HYDERABAD: The Hyderabad High Court has made it clear that delay in lodging an FIR cannot be a reason to quash proceedings in a case where there is prima facie evidence.
Justice U Durga Prasad Rao made these observations on a petition filed by one Devender, in a criminal case, seeking to quash proceedings pending before the Sessions Judge in Warangal.
As per the prosecution, the victim - a minor girl - and accused number one and two were residents of the same locality in a village in Warangal district. The girl was an intermediate student as were both the accused. In fact, the prime accused was her distant relative too.

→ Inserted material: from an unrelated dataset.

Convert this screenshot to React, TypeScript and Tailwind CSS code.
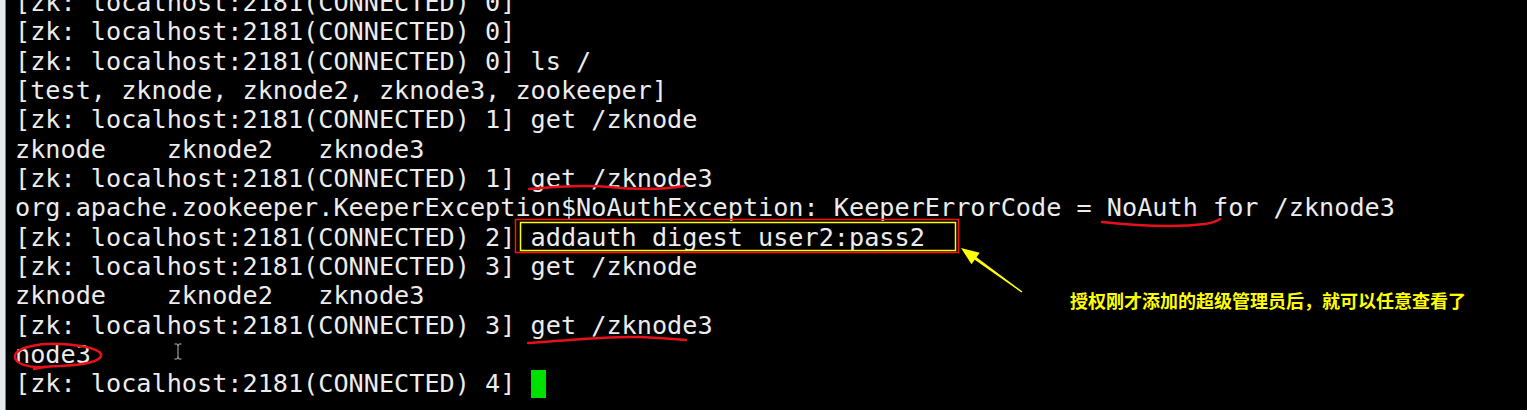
import React from 'react';

const mono = { fontFamily: '"DejaVu Sans Mono", "Liberation Mono", monospace' };

const lines: string[] = [
  '[zk: localhost:2181(CONNECTED) 0]',
  '[zk: localhost:2181(CONNECTED) 0]',
  '[zk: localhost:2181(CONNECTED) 0] ls /',
  '[test, zknode, zknode2, zknode3, zookeeper]',
  '[zk: localhost:2181(CONNECTED) 1] get /zknode',
  'zknode    zknode2   zknode3',
  '[zk: localhost:2181(CONNECTED) 1] get /zknode3',
  'org.apache.zookeeper.KeeperException$NoAuthException: KeeperErrorCode = NoAuth for /zknode3',
  '[zk: localhost:2181(CONNECTED) 2] addauth digest user2:pass2',
  '[zk: localhost:2181(CONNECTED) 3] get /zknode',
  'zknode    zknode2   zknode3',
  '[zk: localhost:2181(CONNECTED) 3] get /zknode3',
  'node3',
];

const Marks = () => (
  <svg
    className="absolute inset-0 pointer-events-none"
    width="1527"
    height="410"
    viewBox="0 0 1527 410"
    fill="none"
  >
    {/* hand drawn red underlines */}
    <g stroke="#e8101a" strokeWidth="2.5" strokeLinecap="round" strokeLinejoin="round">
      <path d="M529 189 C560 186 590 185 610 187 C640 190 665 189 684 186" />
      <path d="M1102 222 C1140 226 1180 227 1205 224 C1212 223 1217 221 1220 219" />
      <path d="M528 343 C570 340 610 336 640 337 C660 338 675 339 686 340" />
      <path d="M44 367 C30 368 14 364 15 356 C16 347 40 343 60 344 C85 345 103 350 101 356 C99 362 80 365 60 366 C50 366 42 367 34 369" />
    </g>
    {/* boxes around addauth */}
    <rect x="515.5" y="219.5" width="443" height="33" stroke="#ff1010" strokeWidth="1.5" />
    <rect x="520.5" y="222.5" width="435" height="28" stroke="#ffff00" strokeWidth="1.5" />
    {/* arrow */}
    <polygon
      fill="#ffff00"
      points="961,248 979.7,252.8 976.5,257.3 1022.5,291.5 1021.5,292.5 974.7,259.7 971.5,264.2"
    />
    {/* mouse I-beam */}
    <path
      d="M174.5 344 H177 Q178 344 178 346 V357 Q178 359 177 359 H174.5 M181.5 344 H179 Q178 344 178 346 M178 357 Q178 359 179 359 H181.5"
      stroke="#b8b8b8"
      strokeWidth="1"
    />
  </svg>
);

export default function App() {
  return (
    <div className="relative w-full h-[410px] overflow-hidden bg-black flex">
      <div className="w-[5px] bg-[#e6eaee] shrink-0" />
      <div className="w-px bg-[#5b87b8] shrink-0" />
      <div
        className="pl-[9px] -mt-[12px] text-[25.2px] leading-[29.33px] text-[#ececec] whitespace-pre"
        style={mono}
      >
        {lines.map((l, i) => (
          <div key={i}>{l}</div>
        ))}
        <div>
          {'[zk: localhost:2181(CONNECTED) 4] '}
          <span className="inline-block align-top mt-[1px] w-[15px] h-[28px] bg-[#00e000]" />
        </div>
      </div>
      <Marks />
      <div
        className="absolute left-[1070px] top-[290px] text-[18px] leading-[20px] font-bold text-[#ffff00] whitespace-nowrap"
        style={{ fontFamily: '"Noto Sans CJK SC", sans-serif' }}
      >
        授权刚才添加的超级管理员后，就可以任意查看了
      </div>
    </div>
  );
}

One day, the girl’s father was admitted to a hospital at Parkal for a leg surgery and her mother was also with him for assistance. The following day, the girl’s brother took meals to his parents leaving her alone at home. At that time, both the accused allegedly went to her house on the pretext of borrowing some notebooks and raped her. They stuffed her mouth with a cloth and threatened her with dire consequences if she revealed their heinous act.
Later, the shocked victim consumed a pesticide and informed her neighbours of the rape. They rushed her to a private nursing home for treatment. Later, she was shifted to a hospital in Hanamkonda where she was treated.
On the complaint of her father, the police investigated and filed a chargesheet against both the accused. Since A1 is a juvenile in conflict with law, a separate charge-sheet was filed against him before the Juvenile Magistrate-cum-IV Additional JFCM, Warangal.
After hearing the arguments, the judge said evidently, there was a delay of two days between the date of incident and lodging of FIR. “However, in a case of this nature, the delay is understandable... unless strong material is placed by the defence to show that the delay is used to manipulate events and implicate innocents,” he observed. Since no such strong ground is shown, delay can’t be taken as a reason to quash the proceedings, he ruled.
With regard to the argument of non-detection of semen, the judge opined that these contentions can best serve as a point of defence at the time of trial.